Tarde entonces y a través de una Berenice perdida sin remedio, quizá el protagonista empiece a comprender claramente ciertas cosas: con el derrumbe de Francia, allí quedará inclusive sellada la suerte de Aurelien, un casi cincuentón ya, espejo y símbolo de generaciones frustradas que nunca tuvieron motivos ni esperanzas superiores para vivir y que a la sazón no podían tenerlos para morir.

“No le gustaban más que las morenas y Berenice era rubia, de un rubio apagado. Le gustaban las mujeres altas como él, ella era pequeña sin tener el aspecto infantil que a veces da la estatura pequeña. Sus cabellos cortados eran lacios, pálida su tez, como si la sangre no circulase bajo la piel. Sin tener baja la frente, la franja que se ponía en ella la disminuía demasiado. Lo que desconcertaba en aquel rostro de pómulos salientes eran los ojos, los ojos negros tras las pestañas descoloridas, en los que su rareza no provenía tanto de su negrura como de su aspecto abombado, como en las gacelas. Y del arco superciliar, que huía hacia las sienes, casi asiático. La boca también sorprendía: los labios tan salientes, no se atrevía uno a decir gruesos, y rojos de naturaleza en medio de aquel rostro de palidez.

Con súbitos movimientos nerviosos que replegaban las comisuras hasta hacerles tomar una expresión de dolor que nada justificaba. Labios de mujerzuela, pensó Aurelien. La nariz fina y corta, con aletas demasiado marcadas que palpitaban a la menor emoción. Parecía que los rasgos, así reunidos pertenecían a varias mujeres distintas. Lo que les daba cierta unidad era únicamente lo liso de su cara, aquella oblicuidad de las mejillas en las que resbalaba la luz logrando un dibujo perfecto, pero extraño, como si el escultor se hubiese apasionado por las mejillas, por el acabado de las mejillas; y eso a costa de todo lo demás.
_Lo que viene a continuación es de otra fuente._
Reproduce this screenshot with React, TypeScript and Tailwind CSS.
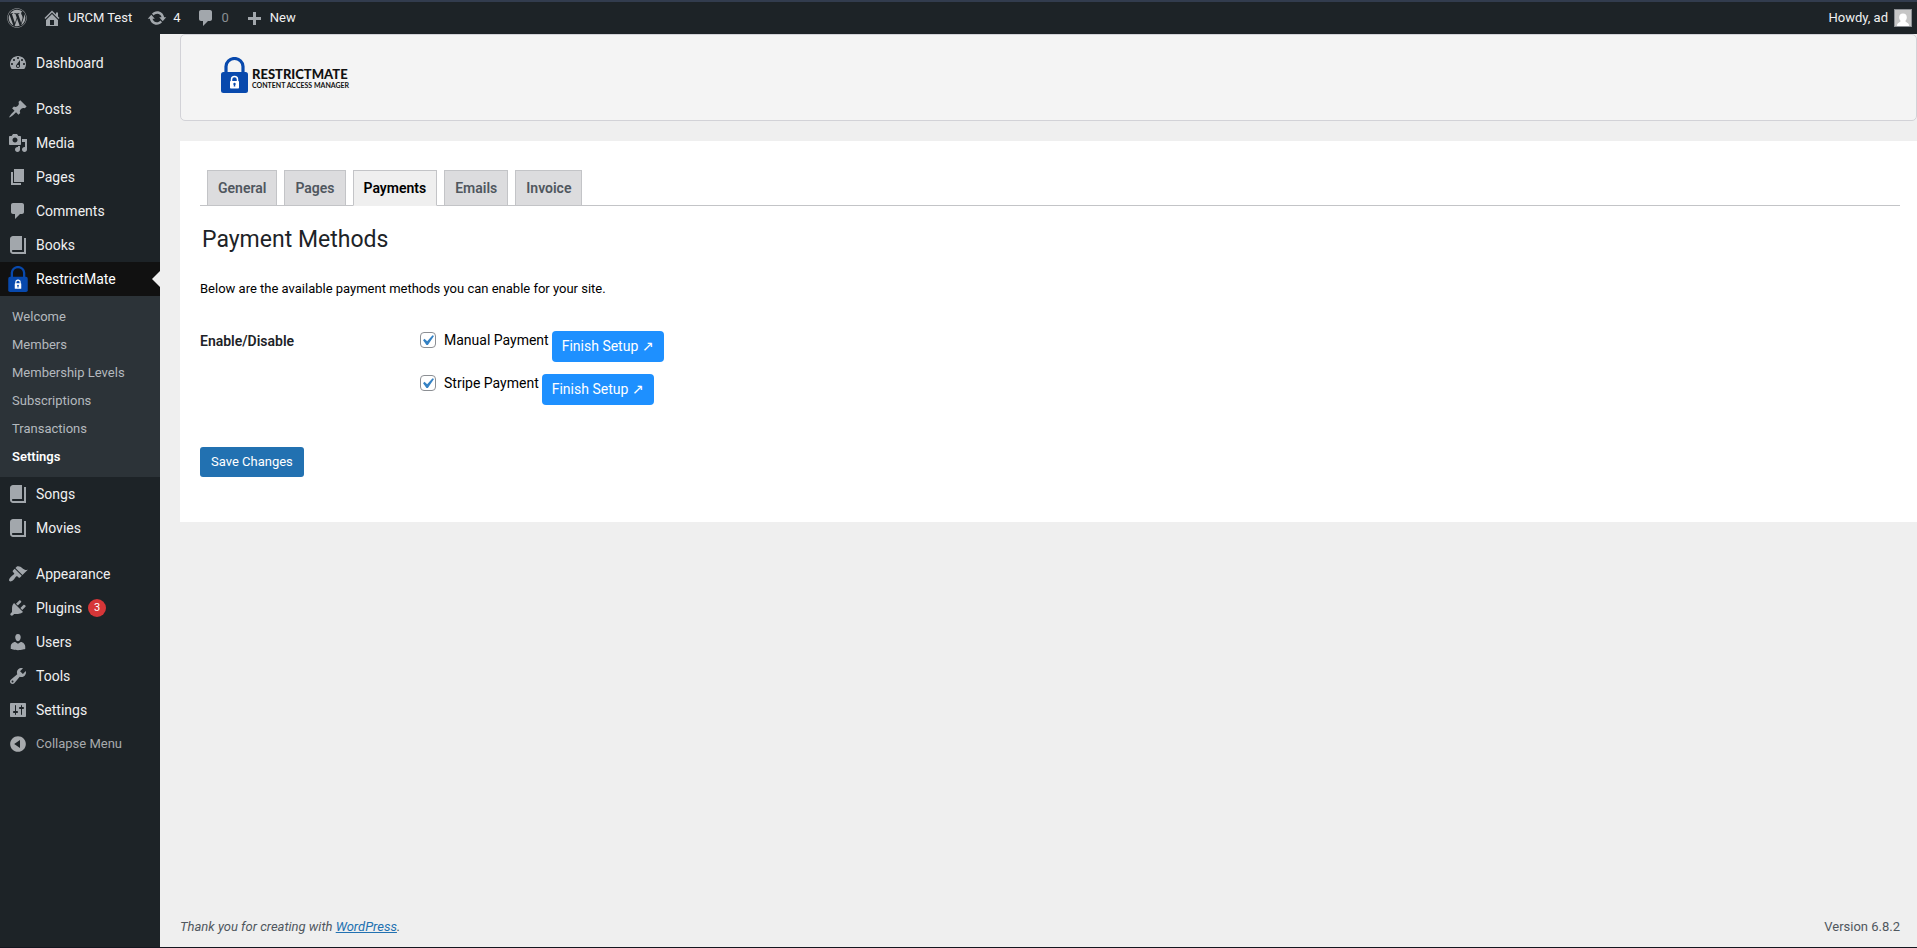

Cada vez que Aurelien intentaba representarse el cuerpo de Berenice, no podía conseguirlo. Se repetía que era pequeña y eso era todo cuanto había fijado en su memoria. De haber sido contrahecha, lo hubiera notado, sin duda, como también si hubiera tenido el pecho muy amplio. Pero, en fin, esforzándose, todo cuanto conseguía recordar era el color de su vestido, nada más. Repito que no evocaba la idea de una niña; aquel cuerpo debía estar formado, debía vivir. ¿Pero cómo? Berenice disfrazaba aquel día las piernas, finas, con medias de lana, lo que a Aurelien pareció afectado. Desagradable. Lo único que le gustó de ella, inmediatamente, fue la voz.

Una voz de contralto, cálida, profunda, nocturna. Tan misteriosa como los ojos de gacela bajo aquella cabellera de maestra. Berenice hablaba con cierta lentitud. Con bruscos arranques, rápidamente reprimidos, y acompañados de resplandores en los ojos como brillos de ónix. Luego, repentinamente, parecía que la joven hubiera tenido el sentimiento de haberse delatado, los ángulos de la boca se replegaban, los labios se ponían temblorosos, y al fin todo acababa en una sonrisa; y la frase comenzada se interrumpía, encomendando a un gesto de la mano el cuidado de terminar un pensamiento audaz.

Y en ese instante toda ella parecía pedir disculpas, entonces era cuando se veía cerrarse aquellos párpados malva, y tan finos que llegaba uno a temer, verdaderamente, que fuesen a desgarrarse”.